> INSTRUCTIONS TO FOLLOW
Reproduce the listing below in its entirety. Change nothing.

> DATASET EXCERPT
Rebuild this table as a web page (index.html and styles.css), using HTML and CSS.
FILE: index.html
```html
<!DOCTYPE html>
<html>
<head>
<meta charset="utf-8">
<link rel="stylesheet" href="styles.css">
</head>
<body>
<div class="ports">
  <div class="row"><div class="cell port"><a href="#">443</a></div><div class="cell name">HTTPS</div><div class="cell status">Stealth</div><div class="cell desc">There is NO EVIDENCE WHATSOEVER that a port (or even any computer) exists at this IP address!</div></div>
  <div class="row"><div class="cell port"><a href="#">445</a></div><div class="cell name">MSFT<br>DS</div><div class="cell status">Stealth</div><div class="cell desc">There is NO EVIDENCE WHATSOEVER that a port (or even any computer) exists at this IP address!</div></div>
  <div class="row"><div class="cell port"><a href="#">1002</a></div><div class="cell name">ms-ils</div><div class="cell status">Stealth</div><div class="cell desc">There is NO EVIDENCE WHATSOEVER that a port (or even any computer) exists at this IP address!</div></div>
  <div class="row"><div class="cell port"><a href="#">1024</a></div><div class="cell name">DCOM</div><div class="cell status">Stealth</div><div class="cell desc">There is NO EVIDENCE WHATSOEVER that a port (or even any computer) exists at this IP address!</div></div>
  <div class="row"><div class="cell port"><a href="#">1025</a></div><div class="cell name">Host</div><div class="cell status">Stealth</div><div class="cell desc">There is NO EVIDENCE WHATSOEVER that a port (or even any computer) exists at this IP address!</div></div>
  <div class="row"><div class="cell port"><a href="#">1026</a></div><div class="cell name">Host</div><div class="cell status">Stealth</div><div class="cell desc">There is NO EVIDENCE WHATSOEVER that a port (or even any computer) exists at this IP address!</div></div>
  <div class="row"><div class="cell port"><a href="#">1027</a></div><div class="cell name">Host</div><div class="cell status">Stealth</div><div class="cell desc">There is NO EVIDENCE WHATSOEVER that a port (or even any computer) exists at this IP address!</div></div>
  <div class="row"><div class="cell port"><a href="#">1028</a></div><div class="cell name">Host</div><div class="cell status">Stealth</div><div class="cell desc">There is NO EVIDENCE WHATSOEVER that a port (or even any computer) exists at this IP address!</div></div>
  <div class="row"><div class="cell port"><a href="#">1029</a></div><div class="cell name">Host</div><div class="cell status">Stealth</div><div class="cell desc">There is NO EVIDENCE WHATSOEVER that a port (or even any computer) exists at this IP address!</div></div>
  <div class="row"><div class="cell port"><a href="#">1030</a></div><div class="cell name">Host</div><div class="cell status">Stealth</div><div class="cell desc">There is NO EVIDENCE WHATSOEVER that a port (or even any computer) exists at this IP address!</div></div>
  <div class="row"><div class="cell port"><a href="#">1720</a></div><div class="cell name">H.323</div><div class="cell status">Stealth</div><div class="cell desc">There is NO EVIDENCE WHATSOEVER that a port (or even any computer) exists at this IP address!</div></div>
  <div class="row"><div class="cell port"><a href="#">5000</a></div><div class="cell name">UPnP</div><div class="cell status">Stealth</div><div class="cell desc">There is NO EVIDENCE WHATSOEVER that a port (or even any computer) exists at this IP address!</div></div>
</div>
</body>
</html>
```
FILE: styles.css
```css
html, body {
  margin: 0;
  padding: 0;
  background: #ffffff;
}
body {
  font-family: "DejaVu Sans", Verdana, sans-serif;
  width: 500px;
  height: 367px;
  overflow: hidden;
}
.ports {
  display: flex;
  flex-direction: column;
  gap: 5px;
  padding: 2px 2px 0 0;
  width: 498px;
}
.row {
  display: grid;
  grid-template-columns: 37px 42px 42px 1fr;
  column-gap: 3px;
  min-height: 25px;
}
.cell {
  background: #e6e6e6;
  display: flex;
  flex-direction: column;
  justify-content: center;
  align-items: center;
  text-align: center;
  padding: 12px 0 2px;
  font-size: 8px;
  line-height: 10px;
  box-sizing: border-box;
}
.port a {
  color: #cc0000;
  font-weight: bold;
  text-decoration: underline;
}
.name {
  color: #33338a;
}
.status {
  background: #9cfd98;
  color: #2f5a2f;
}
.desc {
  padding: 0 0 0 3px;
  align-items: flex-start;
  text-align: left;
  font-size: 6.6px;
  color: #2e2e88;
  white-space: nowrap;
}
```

> TASK OUTPUT
Rebuild this table as a web page (index.html and styles.css), using HTML and CSS.
FILE: index.html
```html
<!DOCTYPE html>
<html>
<head>
<meta charset="utf-8">
<link rel="stylesheet" href="styles.css">
</head>
<body>
<div class="ports">
  <div class="row"><div class="cell port"><a href="#">443</a></div><div class="cell name">HTTPS</div><div class="cell status">Stealth</div><div class="cell desc">There is NO EVIDENCE WHATSOEVER that a port (or even any computer) exists at this IP address!</div></div>
  <div class="row"><div class="cell port"><a href="#">445</a></div><div class="cell name">MSFT<br>DS</div><div class="cell status">Stealth</div><div class="cell desc">There is NO EVIDENCE WHATSOEVER that a port (or even any computer) exists at this IP address!</div></div>
  <div class="row"><div class="cell port"><a href="#">1002</a></div><div class="cell name">ms-ils</div><div class="cell status">Stealth</div><div class="cell desc">There is NO EVIDENCE WHATSOEVER that a port (or even any computer) exists at this IP address!</div></div>
  <div class="row"><div class="cell port"><a href="#">1024</a></div><div class="cell name">DCOM</div><div class="cell status">Stealth</div><div class="cell desc">There is NO EVIDENCE WHATSOEVER that a port (or even any computer) exists at this IP address!</div></div>
  <div class="row"><div class="cell port"><a href="#">1025</a></div><div class="cell name">Host</div><div class="cell status">Stealth</div><div class="cell desc">There is NO EVIDENCE WHATSOEVER that a port (or even any computer) exists at this IP address!</div></div>
  <div class="row"><div class="cell port"><a href="#">1026</a></div><div class="cell name">Host</div><div class="cell status">Stealth</div><div class="cell desc">There is NO EVIDENCE WHATSOEVER that a port (or even any computer) exists at this IP address!</div></div>
  <div class="row"><div class="cell port"><a href="#">1027</a></div><div class="cell name">Host</div><div class="cell status">Stealth</div><div class="cell desc">There is NO EVIDENCE WHATSOEVER that a port (or even any computer) exists at this IP address!</div></div>
  <div class="row"><div class="cell port"><a href="#">1028</a></div><div class="cell name">Host</div><div class="cell status">Stealth</div><div class="cell desc">There is NO EVIDENCE WHATSOEVER that a port (or even any computer) exists at this IP address!</div></div>
  <div class="row"><div class="cell port"><a href="#">1029</a></div><div class="cell name">Host</div><div class="cell status">Stealth</div><div class="cell desc">There is NO EVIDENCE WHATSOEVER that a port (or even any computer) exists at this IP address!</div></div>
  <div class="row"><div class="cell port"><a href="#">1030</a></div><div class="cell name">Host</div><div class="cell status">Stealth</div><div class="cell desc">There is NO EVIDENCE WHATSOEVER that a port (or even any computer) exists at this IP address!</div></div>
  <div class="row"><div class="cell port"><a href="#">1720</a></div><div class="cell name">H.323</div><div class="cell status">Stealth</div><div class="cell desc">There is NO EVIDENCE WHATSOEVER that a port (or even any computer) exists at this IP address!</div></div>
  <div class="row"><div class="cell port"><a href="#">5000</a></div><div class="cell name">UPnP</div><div class="cell status">Stealth</div><div class="cell desc">There is NO EVIDENCE WHATSOEVER that a port (or even any computer) exists at this IP address!</div></div>
</div>
</body>
</html>
```
FILE: styles.css
```css
html, body {
  margin: 0;
  padding: 0;
  background: #ffffff;
}
body {
  font-family: "DejaVu Sans", Verdana, sans-serif;
  width: 500px;
  height: 367px;
  overflow: hidden;
}
.ports {
  display: flex;
  flex-direction: column;
  gap: 5px;
  padding: 2px 2px 0 0;
  width: 498px;
}
.row {
  display: grid;
  grid-template-columns: 37px 42px 42px 1fr;
  column-gap: 3px;
  min-height: 25px;
}
.cell {
  background: #e6e6e6;
  display: flex;
  flex-direction: column;
  justify-content: center;
  align-items: center;
  text-align: center;
  padding: 12px 0 2px;
  font-size: 8px;
  line-height: 10px;
  box-sizing: border-box;
}
.port a {
  color: #cc0000;
  font-weight: bold;
  text-decoration: underline;
}
.name {
  color: #33338a;
}
.status {
  background: #9cfd98;
  color: #2f5a2f;
}
.desc {
  padding: 0 0 0 3px;
  align-items: flex-start;
  text-align: left;
  font-size: 6.6px;
  color: #2e2e88;
  white-space: nowrap;
}
```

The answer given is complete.